NoRedInk’s mission is to “unlock every writer’s potential.”  The program, created by former English teachers, is an online grammar and writing program that adapts to each student.  I decided to have my tenth and eleventh graders work through a series of lessons about claims and evidence.  They struggled.  During a one on one zoom session, I had a student share his screen with me. I thought that this one-on-one was helpful because I learned he did not understand how to determine claims or proper evidence; therefore, we walked through the problems the program presented him.  If we were in the classroom, teaching claims and evidence this way would be beneficial to my students. 

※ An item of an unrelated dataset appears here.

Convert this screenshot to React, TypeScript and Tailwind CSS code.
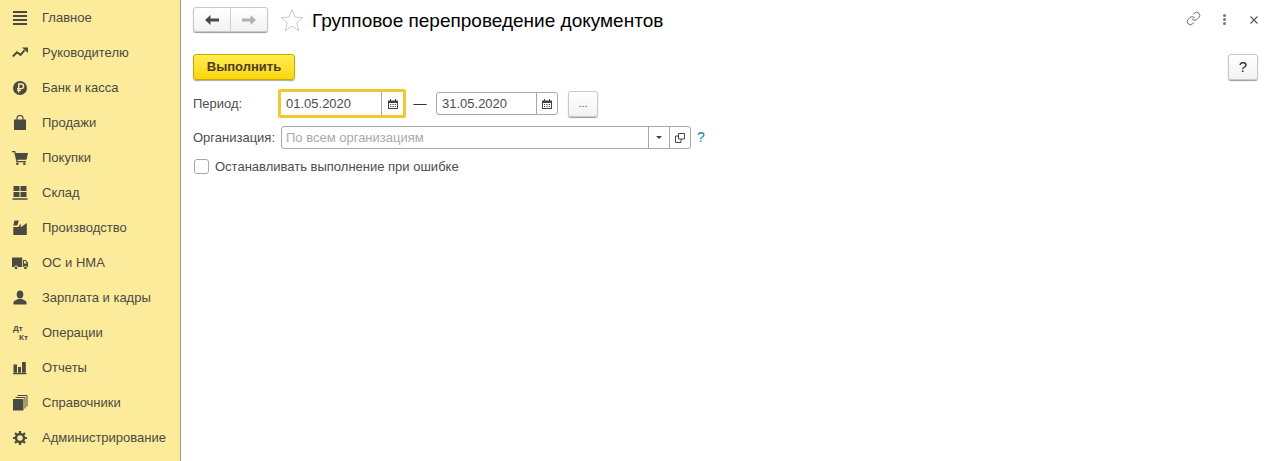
import React from 'react';
import { Link } from 'lucide-react';

const Ic: React.FC<{ children: React.ReactNode }> = ({ children }) => (
  <svg width="16" height="16" viewBox="0 0 16 16" fill="#4a4a40">
    {children}
  </svg>
);

const navItems: { label: string; icon: React.ReactNode }[] = [
  {
    label: 'Главное',
    icon: (
      <Ic>
        <path d="M1 1h14v2H1zM1 5h14v2H1zM1 9h14v2H1zM1 13h14v2H1z" />
      </Ic>
    ),
  },
  {
    label: 'Руководителю',
    icon: (
      <Ic>
        <path d="M0.800 11.500 5 7.300l3.500 2.500 4-4.500" fill="none" stroke="#4a4a40" strokeWidth="2" />
        <path d="M10 2.500h6v5.500z" />
      </Ic>
    ),
  },
  {
    label: 'Банк и касса',
    icon: (
      <svg width="16" height="16" viewBox="0 0 16 16">
        <circle cx="8" cy="8" r="7" fill="#4a4a40" />
        <path d="M6.700 12.500V4h2.600a2.200 2.200 0 0 1 0 4.600H5M5 10.400h4" fill="none" stroke="#fdeb9c" strokeWidth="1.400" />
      </svg>
    ),
  },
  {
    label: 'Продажи',
    icon: (
      <Ic>
        <path d="M2 4.500h12V15H2z" />
        <path d="M5 7V3a3 2.500 0 0 1 6 0v4" fill="none" stroke="#4a4a40" strokeWidth="1.200" />
      </Ic>
    ),
  },
  {
    label: 'Покупки',
    icon: (
      <Ic>
        <path d="M0 1h3.200l.6 2H16l-1.500 6.800H5.200l.4 1.300h8.400v1.200H4.500L2.300 2.300H0z" />
        <circle cx="5.300" cy="13.700" r="1.300" />
        <circle cx="12.300" cy="13.700" r="1.300" />
      </Ic>
    ),
  },
  {
    label: 'Склад',
    icon: (
      <Ic>
        <path d="M1.500 1h6v5h-6zM8.500 1h6v5h-6zM1.500 7h6v5h-6zM8.500 7h6v5h-6zM.5 13.300h15v1.400H.5z" />
      </Ic>
    ),
  },
  {
    label: 'Производство',
    icon: (
      <Ic>
        <path d="M2.500.5h4.300L5.300 5.500H1.300zM1.300 15V7h5l2.500-3.500v3.700l6-4.200V15z" />
      </Ic>
    ),
  },
  {
    label: 'ОС и НМА',
    icon: (
      <Ic>
        <path d="M0 2.500h10.200V12H6a2 2 0 0 0-3.800 0H0zM11 5h2.800L16 7.800V12h-.8a2 2 0 0 0-3.600 0H11zM12 6v2.500h2.800L13.400 6z" fillRule="evenodd" />
        <circle cx="4" cy="12.800" r="1.400" />
        <circle cx="13.400" cy="12.800" r="1.400" />
      </Ic>
    ),
  },
  {
    label: 'Зарплата и кадры',
    icon: (
      <Ic>
        <ellipse cx="8" cy="4.500" rx="3.300" ry="4" />
        <path d="M1.500 14.500V12.300C1.500 10.800 4.500 10 6 9h4c1.500 1 4.500 1.800 4.500 3.300v2.200z" />
      </Ic>
    ),
  },
  {
    label: 'Операции',
    icon: (
      <span className="relative block h-4 w-4 text-[8px] font-bold leading-none text-[#4a4a40]">
        <span className="absolute left-[1px] top-0">Дт</span>
        <span className="absolute left-[7px] top-[9px]">Кт</span>
      </span>
    ),
  },
  {
    label: 'Отчеты',
    icon: (
      <Ic>
        <path d="M1.500 4.500h3.500V12.800H1.500zM6 7h3v5.800H6zM10 2h3.800v10.800H10zM1 13h13.500v1.300H1z" />
      </Ic>
    ),
  },
  {
    label: 'Справочники',
    icon: (
      <Ic>
        <path d="M1 4h10.500v11.500H1z" />
        <path d="M3.500 2.500h9.500V13.500M5.500 .5h9.500V11.500" fill="none" stroke="#4a4a40" strokeWidth="1" />
      </Ic>
    ),
  },
  {
    label: 'Администрирование',
    icon: (
      <svg width="16" height="16" viewBox="0 0 16 16">
        <circle cx="8" cy="8" r="4" fill="none" stroke="#4a4a40" strokeWidth="2.400" />
        <path
          d="M8 1v2.500M8 12.500V15M1 8h2.500M12.500 8H15M3 3l1.800 1.800M11.200 11.200 13 13M13 3l-1.800 1.800M4.800 11.200 3 13"
          stroke="#4a4a40"
          strokeWidth="2.200"
        />
      </svg>
    ),
  },
];

const CalendarIcon = () => (
  <svg width="10" height="10" viewBox="0 0 10 10" fill="#444">
    <path d="M0 1.500h2V0h1v1.500h4V0h1v1.500h2V10H0zM1 4v5h8V4z" fillRule="evenodd" />
    <path d="M2 5h1.200v1H2zM4.400 5h1.200v1H4.400zM6.800 5H8v1H6.800zM2 7h1.200v1H2zM4.400 7h1.200v1H4.400zM6.800 7H8v1H6.800z" />
  </svg>
);

const DateField: React.FC<{ value: string; width: string }> = ({ value, width }) => (
  <div className={`flex h-[23px] items-center rounded-[3px] border border-[#a8a8a8] bg-white ${width}`}>
    <span className="flex-1 pl-[5px] text-[13px] text-[#4d4d4d]">{value}</span>
    <span className="flex h-full w-[21px] items-center justify-center border-l border-[#a8a8a8]">
      <CalendarIcon />
    </span>
  </div>
);

export default function App() {
  return (
    <div className="flex h-[461px] w-[1277px] overflow-hidden bg-white text-[13px] text-[#4d4d4d] font-['Liberation_Sans',Arial,sans-serif]">
      {/* Sidebar */}
      <nav className="w-[181px] shrink-0 border-r border-[#9d9d80] bg-[#fdeb9c]">
        {navItems.map((item) => (
          <div key={item.label} className="flex h-[35px] items-center text-[#4a4a40]">
            <span className="ml-[12px] mr-[14px] flex w-4 justify-center">{item.icon}</span>
            <span>{item.label}</span>
          </div>
        ))}
      </nav>

      {/* Content */}
      <main className="flex-1 pl-[12px] pr-[19px]">
        {/* Title bar */}
        <div className="flex h-[47px] items-start pt-[7px]">
          <div className="flex h-[25px] w-[75px] rounded-[3px] border border-[#c8c8c8] bg-gradient-to-b from-white to-[#f2f2f2] shadow-[0_1px_1px_#999]">
            <span className="flex flex-1 items-center justify-center border-r border-[#d0d0d0]">
              <svg width="14" height="10" viewBox="0 0 14 10" fill="#4a4a4a">
                <path d="M0 5l5.500-5v3.500H14v3H5.500V10z" />
              </svg>
            </span>
            <span className="flex flex-1 items-center justify-center">
              <svg width="14" height="10" viewBox="0 0 14 10" fill="#b0b0b0">
                <path d="M14 5L8.500 0v3.500H0v3h8.500V10z" />
              </svg>
            </span>
          </div>
          <svg className="ml-[12px] mt-[1px]" width="24" height="23" viewBox="0 0 24 23" fill="none" stroke="#c9c9c9">
            <path d="M12 1.500l3 7.600 8 .5-6.200 5.100 2 7.800L12 18.200l-6.800 4.300 2-7.800L1 9.600l8-.5z" />
          </svg>
          <h1 className="ml-[8px] text-[19px] leading-[28px] text-black">Групповое перепроведение документов</h1>
          <div className="ml-auto flex items-center pt-[4px] text-[#555]">
            <Link size={15} strokeWidth={1.400} className="mr-[22px]" />
            <span className="mr-[24px] mt-[1px] flex w-[3px] flex-col gap-[1px]">
              <span className="h-[3px] w-[3px] rounded-full bg-[#777]" />
              <span className="h-[3px] w-[3px] rounded-full bg-[#777]" />
              <span className="h-[3px] w-[3px] rounded-full bg-[#777]" />
            </span>
            <svg className="mt-[2px]" width="8" height="8" viewBox="0 0 8 8" fill="none" stroke="#555" strokeWidth="1.100">
              <path d="M.5.5l7 7M7.500.5l-7 7" />
            </svg>
          </div>
        </div>

        {/* Command bar */}
        <div className="flex items-start justify-between pt-[7px]">
          <button className="h-[26px] w-[102px] rounded-[3px] border border-[#c9a800] bg-gradient-to-b from-[#ffec4d] to-[#fbd700] text-[13px] font-bold text-[#4a4020] shadow-[0_1px_1px_#aaa]">
            Выполнить
          </button>
          <button className="h-[26px] w-[30px] rounded-[3px] border border-[#c8c8c8] bg-gradient-to-b from-white to-[#f2f2f2] text-[15px] text-[#222] shadow-[0_1px_1px_#999]">
            ?
          </button>
        </div>

        {/* Period */}
        <div className="mt-[9px] flex h-[29px] items-center">
          <span className="w-[85px]">Период:</span>
          <div className="flex h-[29px] w-[128px] items-center rounded-[2px] border-[3px] border-[#f2c832] bg-white">
            <span className="flex-1 pl-[5px] text-[#4d4d4d]">01.05.2020</span>
            <span className="flex h-[23px] w-[22px] items-center justify-center border-l border-[#a8a8a8]">
              <CalendarIcon />
            </span>
          </div>
          <span className="ml-[6px] mr-[8px] w-[16px] text-center text-[#333]">—</span>
          <DateField value="31.05.2020" width="w-[122px]" />
          <button className="ml-[10px] h-[26px] w-[30px] rounded-[3px] border border-[#c8c8c8] bg-gradient-to-b from-white to-[#f2f2f2] text-[11px] text-[#555] shadow-[0_1px_1px_#999]">
            ...
          </button>
        </div>

        {/* Organization */}
        <div className="mt-[8px] flex h-[23px] items-center">
          <span className="w-[88px]">Организация:</span>
          <div className="flex h-[23px] w-[410px] items-center rounded-[3px] border border-[#a8a8a8] bg-white">
            <span className="flex-1 pl-[4px] text-[#aaa]">По всем организациям</span>
            <span className="flex h-full w-[21px] items-center justify-center border-l border-[#a8a8a8]">
              <span className="h-0 w-0 border-x-[3px] border-t-[3px] border-x-transparent border-t-[#444]" />
            </span>
            <span className="flex h-full w-[21px] items-center justify-center border-l border-[#a8a8a8]">
              <svg width="10" height="10" viewBox="0 0 10 10" fill="none" stroke="#444">
                <path d="M3.500.5h6v5.500h-6zM3.500 3H.5v6.500H6V6" />
              </svg>
            </span>
          </div>
          <span className="ml-[6px] text-[14px] text-[#1b7da8]">?</span>
        </div>

        {/* Checkbox */}
        <label className="mt-[10px] flex h-[15px] items-center pl-[1px]">
          <span className="h-[15px] w-[15px] rounded-[3px] border border-[#a8a8a8] bg-white" />
          <span className="ml-[6px]">Останавливать выполнение при ошибке</span>
        </label>
      </main>
    </div>
  );
}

Recently and metaphorically, Isaac Newton’s apple hit me on the head: there is a correlation between understanding claims and evidence and being able to properly peer review.  In the past, when I have had to cull my own research for a literature review, I made sure I was curating peer-reviewed articles. The peer-reviewing wasn’t about grammar and mechanics or even sentence structure; instead, the focus was on claims and evidence – were they accurate, were they valid, were they reliable. I never realized that it is this same concept I want my students to do in a peer review.  

 It is time I teach them.  Armstrong and Paulson bring up definitional points in their Peer Review terminology paper, “Perhaps the most significant distinction between peer response and peer review is that the former tends to be a more audience-focused session that is typically structured to involve discussion-driven feedback.” (402) Since we teach our students that their writing, no matter the genre, needs to be for a wider audience – not just the teacher or classmates,  I related Armstrong and Paulson’s idea of the audience-focused session to more scholarly peer review that I would like my students to emulate. 

How will I get my students to understand claims and evidence and the importance of writing them and understanding them in their classmates’ papers? This should be easy, since every time we read a short article, we go through the rhetorical devices, inference, discussion, etc.  I thought my students understood these concepts until NoRedInk opened my eyes. 

“When instructors ask students to perform peer review, they must consider exactly what they are asking students to do to develop a peer-review activity that fits instructors’ specific goals for students. Then, and only then, can instructors provide a language for such an activity that allows students to see these goals, make the connections, and benefit from peer review.”(Armstrong and Paulson 400). 

I want my students to see these goals and make the connections: I want my students to be tactile in their learning in a way that goes beyond using a pen or pencil, computer keyboard, or highlighter.  I want my students to feel the sand between their fingers as they dig for claims. It will get messy, paper towels, hand sanitizer, and a broom will be on guard, but it might help switch from short-term memory to long-term understanding. 

First, I want to have a series of whole group lessons where we utilize NoRedInk on the Smartboard and go through several of the questions and talk through what makes a claim and what isn’t and what makes proper evidence.  Again, though my students do this with our article readings in class, they cannot transfer the lesson from one task to another. 

The second phase is digging through a tabletop sandbox or sand bucket for claims and evidence.  This will happen in groups.  I will have three cut out claims and statements of facts with three evidence pieces for each claim and several non-evidence pieces.  The group will have to sift through all of them and match the proper pieces of evidence to the appropriate claim.    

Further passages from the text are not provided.